→ **CHALLENGE**
In the material below, find every line with "page" and pull it out.

→ **DATASET SECTION**
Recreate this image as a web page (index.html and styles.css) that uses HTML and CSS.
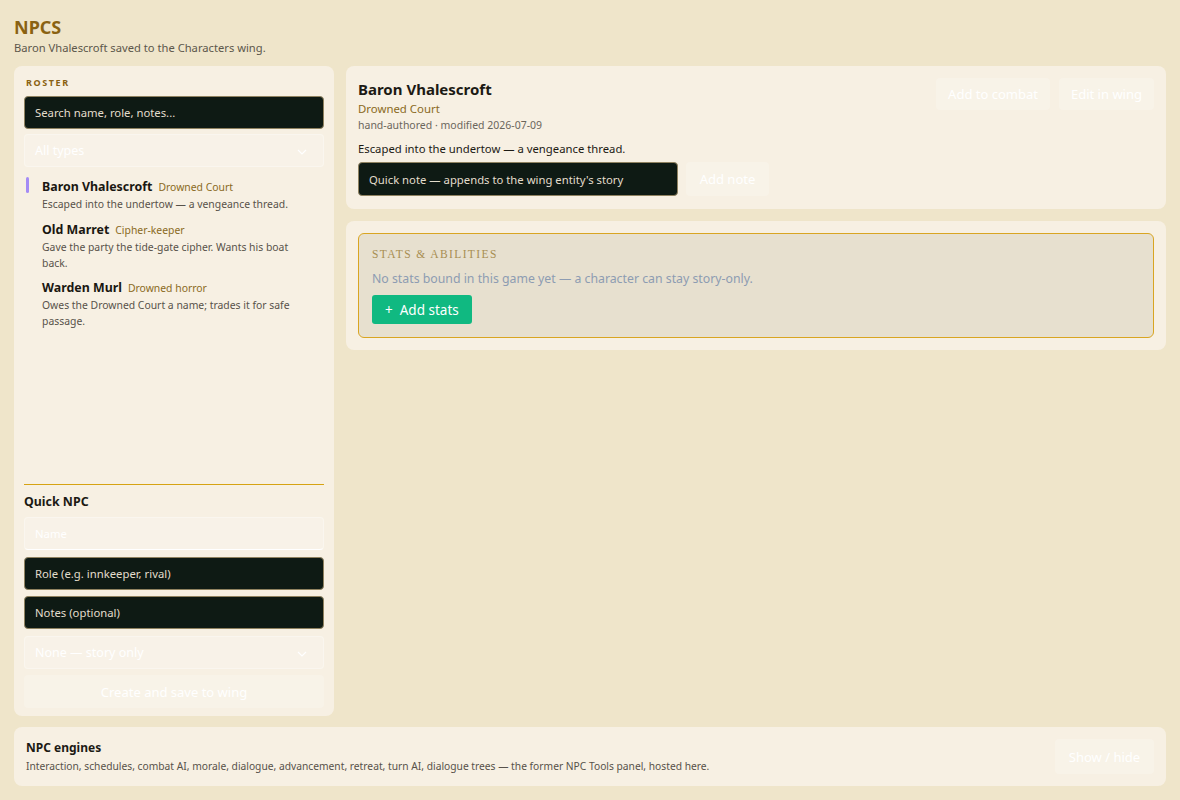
FILE: index.html
```html
<!DOCTYPE html>
<html lang="en">
<head>
    <meta charset="UTF-8">
    <meta name="viewport" content="width=device-width, initial-scale=1.0">
    <title>NPCs</title>
    <link rel="stylesheet" href="styles.css">
</head>
<body>
    <header class="page-head">
        <h1>NPCS</h1>
        <p class="status">Baron Vhalescroft saved to the Characters wing.</p>
    </header>

    <div class="layout">
        <aside class="panel roster-panel">
            <div class="label">ROSTER</div>
            <input class="field dark" type="text" placeholder="Search name, role, notes...">
            <div class="field ghost select">
                <span>All types</span>
                <svg width="10" height="6" viewBox="0 0 10 6"><path d="M1 1l4 4 4-4" fill="none" stroke="#fff" stroke-width="1.2"/></svg>
            </div>

            <ul class="roster">
                <li class="npc active">
                    <div class="npc-head"><span class="npc-name">Baron Vhalescroft</span><span class="npc-role">Drowned Court</span></div>
                    <div class="npc-desc">Escaped into the undertow — a vengeance thread.</div>
                </li>
                <li class="npc">
                    <div class="npc-head"><span class="npc-name">Old Marret</span><span class="npc-role">Cipher-keeper</span></div>
                    <div class="npc-desc">Gave the party the tide-gate cipher. Wants his boat back.</div>
                </li>
                <li class="npc">
                    <div class="npc-head"><span class="npc-name">Warden Murl</span><span class="npc-role">Drowned horror</span></div>
                    <div class="npc-desc">Owes the Drowned Court a name; trades it for safe passage.</div>
                </li>
            </ul>

            <div class="quick">
                <h3>Quick NPC</h3>
                <input class="field ghost name-field" type="text" placeholder="Name">
                <input class="field dark" type="text" placeholder="Role (e.g. innkeeper, rival)">
                <input class="field dark" type="text" placeholder="Notes (optional)">
                <div class="field ghost select">
                    <span>None — story only</span>
                    <svg width="10" height="6" viewBox="0 0 10 6"><path d="M1 1l4 4 4-4" fill="none" stroke="#fff" stroke-width="1.2"/></svg>
                </div>
                <button class="btn ghost-btn wide">Create and save to wing</button>
            </div>
        </aside>

        <main class="main">
            <section class="panel card">
                <div class="card-top">
                    <div>
                        <h2>Baron Vhalescroft</h2>
                        <div class="role">Drowned Court</div>
                        <div class="meta">hand-authored · modified 2026-07-09</div>
                    </div>
                    <div class="actions">
                        <button class="btn ghost-btn">Add to combat</button>
                        <button class="btn ghost-btn">Edit in wing</button>
                    </div>
                </div>
                <p class="summary">Escaped into the undertow — a vengeance thread.</p>
                <div class="note-row">
                    <input class="field dark note-input" type="text" placeholder="Quick note — appends to the wing entity's story">
                    <button class="btn ghost-btn">Add note</button>
                </div>
            </section>

            <section class="panel card stats-card">
                <div class="stats-box">
                    <div class="stats-title">Stats &amp; Abilities</div>
                    <p class="stats-empty">No stats bound in this game yet — a character can stay story-only.</p>
                    <button class="btn add-stats">+&nbsp; Add stats</button>
                </div>
            </section>
        </main>
    </div>

    <footer class="panel engines">
        <div>
            <div class="engines-title">NPC engines</div>
            <div class="engines-desc">Interaction, schedules, combat AI, morale, dialogue, advancement, retreat, turn AI, dialogue trees — the former NPC Tools panel, hosted here.</div>
        </div>
        <button class="btn ghost-btn toggle">Show / hide</button>
    </footer>
</body>
</html>
```

FILE: styles.css
```css
* {
    box-sizing: border-box;
}
body {
    margin: 0;
    padding: 14px 14px 0;
    font-family: "Noto Sans", "Open Sans", sans-serif;
    background-color: #efe5ca;
    color: #1c1a14;
}
.page-head h1 {
    margin: 0;
    font-size: 18px;
    line-height: 26px;
    color: #8a6212;
}
.status {
    margin: 0 0 10px;
    font-size: 11.2px;
    line-height: 16px;
    color: #5c574b;
}
.layout {
    display: grid;
    grid-template-columns: 320px 1fr;
    gap: 12px;
}
.panel {
    background-color: #f7f0e3;
    border-radius: 8px;
}
.roster-panel {
    height: 650px;
    padding: 10px 10px 8px;
    display: flex;
    flex-direction: column;
}
.label {
    font-size: 9px;
    line-height: 14px;
    font-weight: bold;
    letter-spacing: 1.6px;
    color: #8a6212;
    margin: 0 0 6px 2px;
}
.field {
    width: 100%;
    height: 33px;
    padding: 0 10px;
    border-radius: 4px;
    font-family: inherit;
    font-size: 11.3px;
    display: flex;
    align-items: center;
}
.field.dark {
    background-color: #0e1a14;
    border: 1px solid #8f8260;
    color: #e8e2d2;
}
.field.dark::placeholder {
    color: #e3ddcc;
}
.field.ghost {
    background-color: rgba(255, 255, 255, 0.18);
    border: 1px solid rgba(255, 255, 255, 0.3);
    color: #fff;
}
.field.ghost::placeholder {
    color: #fff;
}
.select {
    justify-content: space-between;
    margin-top: 5px;
    font-size: 12.5px;
}
.select svg {
    margin-right: 6px;
    margin-top: 3px;
}
.roster {
    list-style: none;
    margin: 10px 0 0;
    padding: 0;
    flex: 1;
}
.npc {
    position: relative;
    padding: 0 8px 0 18px;
    margin-bottom: 7.5px;
}
.npc.active::before {
    content: "";
    position: absolute;
    left: 2px;
    top: 0;
    width: 3px;
    height: 16px;
    border-radius: 2px;
    background-color: #a48bf5;
}
.npc-head {
    line-height: 17px;
}
.npc-name {
    font-size: 12.4px;
    font-weight: bold;
    color: #1a1711;
    margin-right: 6px;
}
.npc-role {
    font-size: 10.4px;
    color: #8a6a22;
}
.npc-desc {
    font-size: 10.4px;
    line-height: 16px;
    color: #57524a;
}
.quick {
    border-top: 1px solid #d6a313;
    padding-top: 8px;
    display: flex;
    flex-direction: column;
    gap: 6.5px;
}
.quick h3 {
    margin: 0;
    font-size: 12.4px;
    line-height: 18px;
}
.quick .select {
    margin-top: 0;
}
.name-field {
    border-bottom-color: #fff !important;
}
.btn {
    font-family: inherit;
    font-size: 13px;
    border: none;
    border-radius: 4px;
    cursor: pointer;
}
.ghost-btn {
    background-color: rgba(255, 255, 255, 0.2);
    color: #fff;
    padding: 0 12px;
    height: 33px;
}
.wide {
    width: 100%;
}
.main {
    display: flex;
    flex-direction: column;
    gap: 12px;
}
.card {
    padding: 12px 12px 13px;
}
.card-top {
    display: flex;
    justify-content: space-between;
    align-items: flex-start;
}
.card h2 {
    margin: 1px 0 1px;
    font-size: 15px;
    line-height: 20px;
}
.role {
    font-size: 11.4px;
    line-height: 17px;
    color: #8a6a22;
}
.meta {
    font-size: 10.5px;
    line-height: 17px;
    color: #6b665c;
}
.actions {
    display: flex;
    gap: 9px;
}
.actions .ghost-btn {
    height: 32px;
}
.summary {
    margin: 7px 0 5px;
    font-size: 11.3px;
    line-height: 16px;
}
.note-row {
    display: flex;
    gap: 8px;
}
.note-input {
    width: 320px;
    height: 34px;
}
.note-row .ghost-btn {
    width: 83px;
    height: 34px;
}
.stats-card {
    padding: 12px;
}
.stats-box {
    background-color: #e7e0cf;
    border: 1px solid #d9a522;
    border-radius: 6px;
    padding: 12px 13px 13px;
}
.stats-title {
    font-family: "Liberation Serif", serif;
    text-transform: uppercase;
    font-size: 11.5px;
    line-height: 16px;
    letter-spacing: 1.4px;
    color: #a88e52;
}
.stats-empty {
    margin: 8px 0 7px;
    font-size: 12.3px;
    line-height: 18px;
    color: #8d9cb2;
}
.add-stats {
    background-color: #10b981;
    color: #fff;
    height: 29px;
    padding: 0 13px;
    border-radius: 3px;
    font-size: 13.5px;
}
.engines {
    margin-top: 11px;
    height: 59px;
    padding: 0 12px;
    display: flex;
    justify-content: space-between;
    align-items: center;
}
.engines-title {
    font-size: 12px;
    font-weight: bold;
    line-height: 18px;
    margin-bottom: 2px;
}
.engines-desc {
    font-size: 10.25px;
    line-height: 15px;
    color: #57524a;
}
.toggle {
    height: 35px;
    width: 99px;
}
```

→ **CORRECT ANSWER**
Recreate this image as a web page (index.html and styles.css) that uses HTML and CSS.
    <header class="page-head">
.page-head h1 {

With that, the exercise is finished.